* [Instructions to follow] Your task is to print the material below exactly as presented.

* [Given data]
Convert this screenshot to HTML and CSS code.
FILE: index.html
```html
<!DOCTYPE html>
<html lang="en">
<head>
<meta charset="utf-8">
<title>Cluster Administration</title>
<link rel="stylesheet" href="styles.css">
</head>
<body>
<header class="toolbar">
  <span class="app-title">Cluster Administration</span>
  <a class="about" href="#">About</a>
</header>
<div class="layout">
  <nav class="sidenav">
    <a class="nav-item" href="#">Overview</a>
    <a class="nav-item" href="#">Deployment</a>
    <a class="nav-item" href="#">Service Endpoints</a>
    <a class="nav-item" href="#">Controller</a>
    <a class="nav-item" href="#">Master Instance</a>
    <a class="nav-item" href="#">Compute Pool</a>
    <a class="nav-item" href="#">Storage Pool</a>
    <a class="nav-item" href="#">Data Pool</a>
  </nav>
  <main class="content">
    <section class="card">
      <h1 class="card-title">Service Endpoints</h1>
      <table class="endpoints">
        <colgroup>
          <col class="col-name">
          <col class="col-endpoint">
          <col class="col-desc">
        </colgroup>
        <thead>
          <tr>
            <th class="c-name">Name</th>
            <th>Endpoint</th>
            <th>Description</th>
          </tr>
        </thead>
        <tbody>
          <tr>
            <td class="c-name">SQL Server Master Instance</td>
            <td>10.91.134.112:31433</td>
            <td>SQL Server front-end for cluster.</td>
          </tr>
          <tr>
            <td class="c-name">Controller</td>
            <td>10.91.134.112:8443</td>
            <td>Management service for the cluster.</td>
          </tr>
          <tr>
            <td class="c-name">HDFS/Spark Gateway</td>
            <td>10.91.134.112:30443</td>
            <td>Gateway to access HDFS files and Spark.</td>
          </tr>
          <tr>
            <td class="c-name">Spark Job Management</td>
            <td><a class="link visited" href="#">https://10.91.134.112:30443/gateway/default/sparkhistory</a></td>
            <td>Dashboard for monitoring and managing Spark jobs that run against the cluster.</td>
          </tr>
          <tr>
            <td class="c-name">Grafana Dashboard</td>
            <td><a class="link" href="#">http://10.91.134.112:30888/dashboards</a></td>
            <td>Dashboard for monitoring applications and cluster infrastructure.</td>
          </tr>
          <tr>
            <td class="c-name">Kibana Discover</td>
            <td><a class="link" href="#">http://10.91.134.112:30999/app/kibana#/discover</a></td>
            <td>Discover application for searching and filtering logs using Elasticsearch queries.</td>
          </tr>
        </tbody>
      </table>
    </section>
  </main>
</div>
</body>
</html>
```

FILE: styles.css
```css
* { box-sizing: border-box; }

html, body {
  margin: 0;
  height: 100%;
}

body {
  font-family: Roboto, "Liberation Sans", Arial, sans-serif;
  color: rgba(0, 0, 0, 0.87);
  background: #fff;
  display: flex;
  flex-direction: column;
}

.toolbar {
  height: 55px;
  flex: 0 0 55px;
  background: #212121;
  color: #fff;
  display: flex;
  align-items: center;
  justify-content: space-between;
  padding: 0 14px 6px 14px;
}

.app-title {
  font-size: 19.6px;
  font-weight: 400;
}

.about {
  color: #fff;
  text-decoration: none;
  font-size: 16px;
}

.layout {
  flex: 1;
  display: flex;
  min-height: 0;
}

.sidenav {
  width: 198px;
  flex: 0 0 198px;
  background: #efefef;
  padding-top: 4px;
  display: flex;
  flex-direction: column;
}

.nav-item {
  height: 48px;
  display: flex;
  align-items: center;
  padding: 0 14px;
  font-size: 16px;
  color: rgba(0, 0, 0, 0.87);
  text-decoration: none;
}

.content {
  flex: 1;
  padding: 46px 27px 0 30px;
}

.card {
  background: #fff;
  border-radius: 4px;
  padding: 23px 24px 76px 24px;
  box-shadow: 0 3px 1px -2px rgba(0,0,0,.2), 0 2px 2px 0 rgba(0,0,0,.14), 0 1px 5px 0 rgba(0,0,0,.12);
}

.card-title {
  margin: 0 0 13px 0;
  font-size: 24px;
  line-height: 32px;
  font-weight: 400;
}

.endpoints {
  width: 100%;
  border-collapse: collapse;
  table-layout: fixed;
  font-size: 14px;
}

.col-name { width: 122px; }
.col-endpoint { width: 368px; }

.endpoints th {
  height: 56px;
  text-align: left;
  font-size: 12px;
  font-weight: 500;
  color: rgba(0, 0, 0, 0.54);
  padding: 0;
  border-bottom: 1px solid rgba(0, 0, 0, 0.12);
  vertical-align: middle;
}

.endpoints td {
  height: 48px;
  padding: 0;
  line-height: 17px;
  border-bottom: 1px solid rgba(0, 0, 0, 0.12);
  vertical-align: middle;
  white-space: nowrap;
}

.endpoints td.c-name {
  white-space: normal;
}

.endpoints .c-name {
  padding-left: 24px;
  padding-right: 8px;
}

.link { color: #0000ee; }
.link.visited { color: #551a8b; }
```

* [Exercise response]
Convert this screenshot to HTML and CSS code.
FILE: index.html
```html
<!DOCTYPE html>
<html lang="en">
<head>
<meta charset="utf-8">
<title>Cluster Administration</title>
<link rel="stylesheet" href="styles.css">
</head>
<body>
<header class="toolbar">
  <span class="app-title">Cluster Administration</span>
  <a class="about" href="#">About</a>
</header>
<div class="layout">
  <nav class="sidenav">
    <a class="nav-item" href="#">Overview</a>
    <a class="nav-item" href="#">Deployment</a>
    <a class="nav-item" href="#">Service Endpoints</a>
    <a class="nav-item" href="#">Controller</a>
    <a class="nav-item" href="#">Master Instance</a>
    <a class="nav-item" href="#">Compute Pool</a>
    <a class="nav-item" href="#">Storage Pool</a>
    <a class="nav-item" href="#">Data Pool</a>
  </nav>
  <main class="content">
    <section class="card">
      <h1 class="card-title">Service Endpoints</h1>
      <table class="endpoints">
        <colgroup>
          <col class="col-name">
          <col class="col-endpoint">
          <col class="col-desc">
        </colgroup>
        <thead>
          <tr>
            <th class="c-name">Name</th>
            <th>Endpoint</th>
            <th>Description</th>
          </tr>
        </thead>
        <tbody>
          <tr>
            <td class="c-name">SQL Server Master Instance</td>
            <td>10.91.134.112:31433</td>
            <td>SQL Server front-end for cluster.</td>
          </tr>
          <tr>
            <td class="c-name">Controller</td>
            <td>10.91.134.112:8443</td>
            <td>Management service for the cluster.</td>
          </tr>
          <tr>
            <td class="c-name">HDFS/Spark Gateway</td>
            <td>10.91.134.112:30443</td>
            <td>Gateway to access HDFS files and Spark.</td>
          </tr>
          <tr>
            <td class="c-name">Spark Job Management</td>
            <td><a class="link visited" href="#">https://10.91.134.112:30443/gateway/default/sparkhistory</a></td>
            <td>Dashboard for monitoring and managing Spark jobs that run against the cluster.</td>
          </tr>
          <tr>
            <td class="c-name">Grafana Dashboard</td>
            <td><a class="link" href="#">http://10.91.134.112:30888/dashboards</a></td>
            <td>Dashboard for monitoring applications and cluster infrastructure.</td>
          </tr>
          <tr>
            <td class="c-name">Kibana Discover</td>
            <td><a class="link" href="#">http://10.91.134.112:30999/app/kibana#/discover</a></td>
            <td>Discover application for searching and filtering logs using Elasticsearch queries.</td>
          </tr>
        </tbody>
      </table>
    </section>
  </main>
</div>
</body>
</html>
```

FILE: styles.css
```css
* { box-sizing: border-box; }

html, body {
  margin: 0;
  height: 100%;
}

body {
  font-family: Roboto, "Liberation Sans", Arial, sans-serif;
  color: rgba(0, 0, 0, 0.87);
  background: #fff;
  display: flex;
  flex-direction: column;
}

.toolbar {
  height: 55px;
  flex: 0 0 55px;
  background: #212121;
  color: #fff;
  display: flex;
  align-items: center;
  justify-content: space-between;
  padding: 0 14px 6px 14px;
}

.app-title {
  font-size: 19.6px;
  font-weight: 400;
}

.about {
  color: #fff;
  text-decoration: none;
  font-size: 16px;
}

.layout {
  flex: 1;
  display: flex;
  min-height: 0;
}

.sidenav {
  width: 198px;
  flex: 0 0 198px;
  background: #efefef;
  padding-top: 4px;
  display: flex;
  flex-direction: column;
}

.nav-item {
  height: 48px;
  display: flex;
  align-items: center;
  padding: 0 14px;
  font-size: 16px;
  color: rgba(0, 0, 0, 0.87);
  text-decoration: none;
}

.content {
  flex: 1;
  padding: 46px 27px 0 30px;
}

.card {
  background: #fff;
  border-radius: 4px;
  padding: 23px 24px 76px 24px;
  box-shadow: 0 3px 1px -2px rgba(0,0,0,.2), 0 2px 2px 0 rgba(0,0,0,.14), 0 1px 5px 0 rgba(0,0,0,.12);
}

.card-title {
  margin: 0 0 13px 0;
  font-size: 24px;
  line-height: 32px;
  font-weight: 400;
}

.endpoints {
  width: 100%;
  border-collapse: collapse;
  table-layout: fixed;
  font-size: 14px;
}

.col-name { width: 122px; }
.col-endpoint { width: 368px; }

.endpoints th {
  height: 56px;
  text-align: left;
  font-size: 12px;
  font-weight: 500;
  color: rgba(0, 0, 0, 0.54);
  padding: 0;
  border-bottom: 1px solid rgba(0, 0, 0, 0.12);
  vertical-align: middle;
}

.endpoints td {
  height: 48px;
  padding: 0;
  line-height: 17px;
  border-bottom: 1px solid rgba(0, 0, 0, 0.12);
  vertical-align: middle;
  white-space: nowrap;
}

.endpoints td.c-name {
  white-space: normal;
}

.endpoints .c-name {
  padding-left: 24px;
  padding-right: 8px;
}

.link { color: #0000ee; }
.link.visited { color: #551a8b; }
```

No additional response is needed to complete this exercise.